2. The ways in which people are the same

The question of similarity between people, and between groups, is often a question of scope. To a Martian, someone in a Yankees cap and another in a Red Sox cap are just people with an affinity for hats—basically the same. To a Cubs fan, they’re both distinct (“Oh, I bet they can’t stand one another”), and the same (“American League, East-Coast baseball teams”). In those cap-wearers’ own minds, they may very well be mortal enemies.

The things that make us similar on social networks are worth evaluating critically:

  • The content we share.
  • The way we self-describe (our Twitter bios, for example).
  • The things we like/favourite/pin.
  • The people we follow.

The Yankees fan and the Red Sox fan above might both follow @mlb. They might even both follow @espn. A huge part of what we do at Affinio is find out when a following-pattern is really a pattern, and distinguish that from when something’s more of a global trend. If something’s too homogeneous, we tend to flag it as noise, and downgrade its importance (there would not be very much insight to be garnered if I told you an abundance of American Twitter users follow @BarackObama or @KatyPerry.) Helping you see the signal through the noise is a big part of our job.

“Well-designed networks reduce friction and help good stuff be found. Connections allow the whole to become greater than the sum of the parts and allow new paths to discover and build meaning.” – Ev Williams

One of the reasons we consider following patterns to be paramount to social analysis is that interacting (i.e. following) with other people is a fundamental property of social behaviour. Identify your friends and interests, and establish a relationship with them: this is the minimum act that must take place on networks like Facebook, Twitter, and Instagram. This is not done out loud, where social biases might keep individuals from being honest about what they talk about in person (While I do follow some political candidates, good luck finding a tweet where I talk about my political leanings.); rather it is done silently and by default while building your personal network.

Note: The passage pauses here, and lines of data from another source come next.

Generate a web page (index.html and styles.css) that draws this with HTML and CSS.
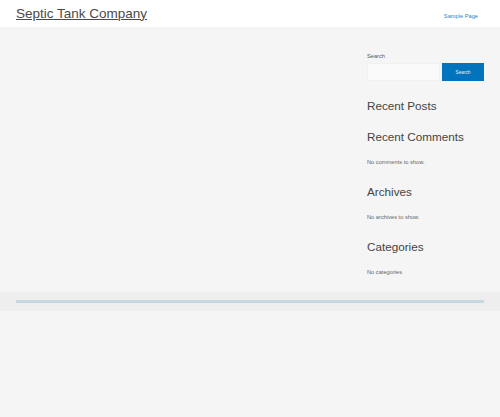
FILE: index.html
```html
<!DOCTYPE html>
<html lang="en">
<head>
<meta charset="utf-8">
<title>Septic Tank Company</title>
<link rel="stylesheet" href="styles.css">
</head>
<body>
<header class="site-header">
  <a class="site-title" href="#">Septic Tank Company</a>
  <nav class="site-nav"><a href="#">Sample Page</a></nav>
</header>
<div class="site-content">
  <main class="primary"></main>
  <aside class="sidebar">
    <section class="widget widget-search">
      <label class="search-label">Search</label>
      <div class="search-row">
        <span class="search-input"></span>
        <span class="search-btn">Search</span>
      </div>
    </section>
    <section class="widget widget-posts">
      <h2 class="widget-title">Recent Posts</h2>
    </section>
    <section class="widget">
      <h2 class="widget-title">Recent Comments</h2>
      <p class="widget-text">No comments to show.</p>
    </section>
    <section class="widget">
      <h2 class="widget-title">Archives</h2>
      <p class="widget-text">No archives to show.</p>
    </section>
    <section class="widget">
      <h2 class="widget-title">Categories</h2>
      <p class="widget-text">No categories</p>
    </section>
  </aside>
</div>
<footer class="site-footer">
  <div class="footer-line"></div>
</footer>
</body>
</html>
```
FILE: styles.css
```css
html, body {
  margin: 0;
  padding: 0;
  background: #f5f5f5;
  font-family: "Liberation Sans", Arial, sans-serif;
  color: #3a3a3a;
}

.site-header {
  height: 27px;
  background: #ffffff;
  display: flex;
  align-items: center;
  justify-content: space-between;
  padding: 0 22px 0 16px;
}

.site-title {
  font-size: 13.5px;
  line-height: 16px;
  color: #4a4a4a;
  text-decoration: underline;
  text-decoration-thickness: 1px;
  margin-top: 1px;
}

.site-nav a {
  font-size: 5.7px;
  color: #2a86c6;
  text-decoration: none;
  position: relative;
  top: -1px;
}

.site-content {
  height: 265px;
  display: flex;
  padding: 0 16px;
}

.primary {
  flex: 1;
}

.sidebar {
  width: 117px;
  padding-top: 26px;
}

.widget {
  margin-bottom: 19px;
}

.widget-search {
  margin-bottom: 18px;
}

.widget-posts {
  margin-bottom: 17px;
}

.search-label {
  display: block;
  font-size: 5.7px;
  line-height: 7px;
  color: #555555;
}

.search-row {
  display: flex;
  gap: 2px;
  margin-top: 3px;
  height: 18px;
}

.search-input {
  flex: 1;
  background: #fafafa;
  border: 1px solid #f1f1f1;
}

.search-btn {
  width: 42px;
  background: #0274be;
  color: #e6f0f8;
  font-size: 4.7px;
  display: flex;
  align-items: center;
  justify-content: center;
}

.widget-title {
  margin: 0;
  font-weight: normal;
  font-size: 11.7px;
  line-height: 14px;
  color: #444444;
}

.widget-text {
  margin: 15px 0 0;
  font-size: 5.7px;
  line-height: 7px;
  color: #666666;
}

.site-footer {
  height: 19px;
  background: #eeeeee;
  padding: 8px 16px 0;
  box-sizing: border-box;
}

.footer-line {
  height: 2.5px;
  background: #c6d8e0;
}
```
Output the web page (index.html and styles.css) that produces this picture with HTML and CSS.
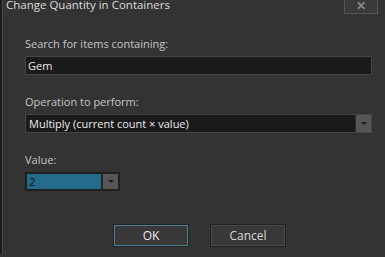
FILE: index.html
```html
<!DOCTYPE html>
<html lang="en">
<head>
    <meta charset="UTF-8">
    <title>Change Quantity in Containers</title>
    <link rel="stylesheet" href="styles.css">
</head>
<body>
    <div class="dialog">
        <div class="titlebar">
            <span class="title">Change Quantity in Containers</span>
            <button class="close">&#x2715;</button>
        </div>

        <div class="form">
            <label class="label">Search for items containing:</label>
            <div class="input">Gem</div>

            <label class="label">Operation to perform:</label>
            <div class="select">
                <span class="select-text">Multiply (current count &times; value)</span>
                <span class="arrow"><i class="tri"></i></span>
            </div>

            <label class="label">Value:</label>
            <div class="combo">
                <span class="combo-text">2</span>
                <span class="arrow"><i class="tri"></i></span>
            </div>
        </div>

        <div class="buttons">
            <button class="button focused">OK</button>
            <button class="button">Cancel</button>
        </div>
    </div>
</body>
</html>
```

FILE: styles.css
```css
body {
    margin: 0;
    background-color: #333333;
    font-family: "Open Sans", "Noto Sans", sans-serif;
    overflow: hidden;
}

.dialog {
    height: 257px;
    border-left: 2px solid #1c1c1c;
    box-shadow: inset 1px 0 #4a4a4a;
    box-sizing: border-box;
    background-color: #333333;
}

.titlebar {
    display: flex;
    justify-content: space-between;
    align-items: flex-start;
    height: 18px;
    margin-top: -3px;
    padding-left: 4px;
    padding-right: 7px;
}

.title {
    color: #dcdcdc;
    font-family: "Open Sans", "Noto Sans", sans-serif;
    font-size: 11.5px;
    line-height: 15px;
}

.close {
    width: 34px;
    height: 17px;
    background-color: #3a3a3a;
    border: 1px solid #555;
    color: #8a8a8a;
    font-size: 12px;
    font-weight: bold;
    line-height: 14px;
    padding: 1px 0 0 0;
    margin: 0;
}

.form {
    display: flex;
    flex-direction: column;
    padding: 0 13px 0 23px;
}

.label {
    color: #c6c6c6;
    font-size: 11px;
    line-height: 14px;
    margin-top: 20px;
    margin-bottom: 5px;
}

.label:first-child {
    margin-top: 22px;
}

.input,
.select {
    height: 19px;
    box-sizing: border-box;
    background-color: #1a1a1a;
    border: 1px solid #454545;
    color: #ececec;
    font-size: 11px;
    line-height: 17px;
    padding-left: 2px;
}

.select {
    display: flex;
    justify-content: space-between;
    padding-left: 3px;
    padding-right: 0;
}

.arrow {
    width: 15px;
    height: 17px;
    background-color: #565656;
    display: flex;
    align-items: center;
    justify-content: center;
    border-left: 1px solid #2a2a2a;
}

.tri {
    width: 0;
    height: 0;
    border-left: 3px solid transparent;
    border-right: 3px solid transparent;
    border-top: 3px solid #1e1e1e;
}

.combo {
    width: 95px;
    height: 19px;
    box-sizing: border-box;
    display: flex;
    border: 1px dotted #1a1a1a;
    background-color: #222;
    padding: 1px;
}

.combo-text {
    flex: 1;
    background-color: #246a8a;
    color: #111;
    font-size: 11px;
    line-height: 15px;
    padding-left: 2px;
    margin-right: 1px;
}

.combo .arrow {
    height: 15px;
}

.buttons {
    display: flex;
    gap: 21px;
    padding-left: 111px;
    margin-top: 33px;
}

.button {
    width: 76px;
    height: 23px;
    background-color: #383838;
    border: 1px solid #222;
    box-shadow: inset 0 0 0 1px #4a4a4a;
    color: #d8d8d8;
    font-family: "Open Sans", "Noto Sans", sans-serif;
    font-size: 12px;
    padding: 0;
}

.button.focused {
    box-shadow: inset 0 0 0 1px #4d7d99;
    color: #ececec;
}
```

These silent patterns play a role in analysis at many levels, but to demonstrate their importance, consider the following: 61% of online Millennials get their political news on Facebook, compared to 37% from TV. This is big: it means that young people get a say in what influences them, since they follow/friend people of their own choice.

In short, when building their network, people also build an interest graph. That interest graph can be analyzed and monitored for quantifiable trends, the depth of which provides a much more holistic picture of any social behaviour than polling or demographic insights alone are able to do.